The user interface was designed as a visual editor (WYSIWYG) but testing the buttons and cart revealed small bugs that were finicky and hard to correct without being able to manually manipulate the code.

At one point, when I needed to walk away from the project for a few days and mull over how to overcome some of these issues, I realized that I should approach solving the problems as if it’s just a really complex puzzle game. I love puzzles, so this helped me also adjust my attitude toward this phase of the project from wishing I could throw in the towel to looking forward to working on the puzzle during every minute of my spare time.

Was I happy with the end result? Yes, of course. I’m thrilled the site helped the reunion meet or exceed all of its goals, so I see it as a big success. Would I do it again? Yes, in a heartbeat – but this time I’d find a team to help design, write copy, gather images, and manage all the little moving parts involved in the project. And if no team exists, I’d find some warm bodies interested in learning how to build a website and train them.


As of 2020
I am still an active Facebook admin, uploading photos, answering questions, and helping people locate alumni. Last year, I began a project to collect digital files of all published school yearbooks and back issues of school newspapers, organizing them into Facebook photo albums and publishing them as I receive them.

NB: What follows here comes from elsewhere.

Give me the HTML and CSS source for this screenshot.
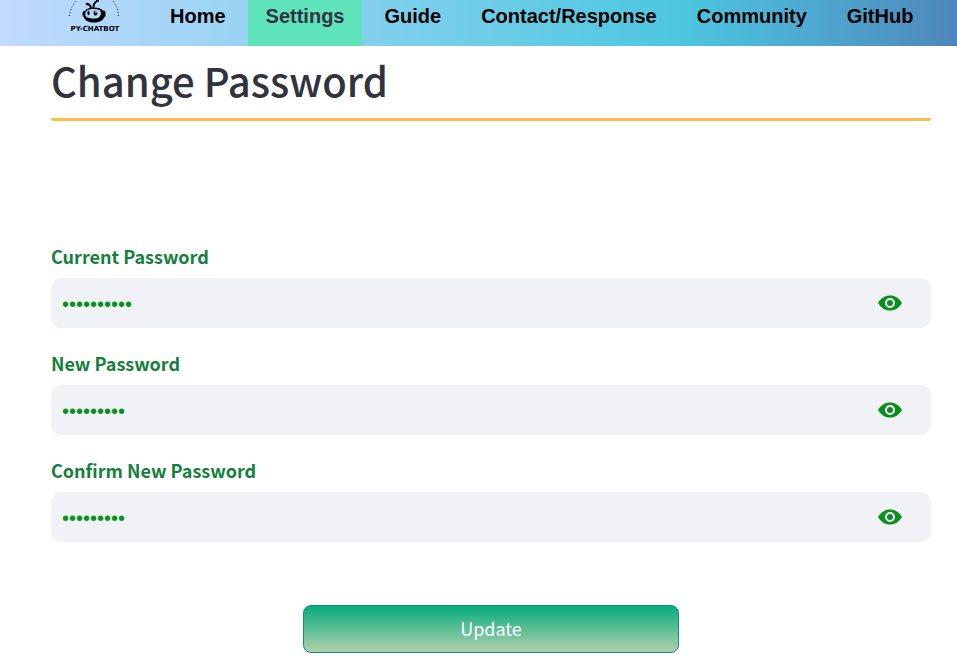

When a visitor to the school’s Facebook page likes or comments on a post, I invite them to like the page if I see they’re an alum or family member of one. Our Facebook likes are now up to over 800, which may now include all surviving alumni, staff, and faculty.

The school email address still exists, and I occasionally receive requests and information regarding the school. Even though I live halfway across the country, I’m still one of the school’s unofficial historians and hope to rebuild the website for the next all-school reunion.


Note: My work on the website itself was limited to the 2010 reunion, and the site was taken down after the event was complete. Another volunteer built a completely new website for the more recent 2017 All-School Reunion, which is still visible online today.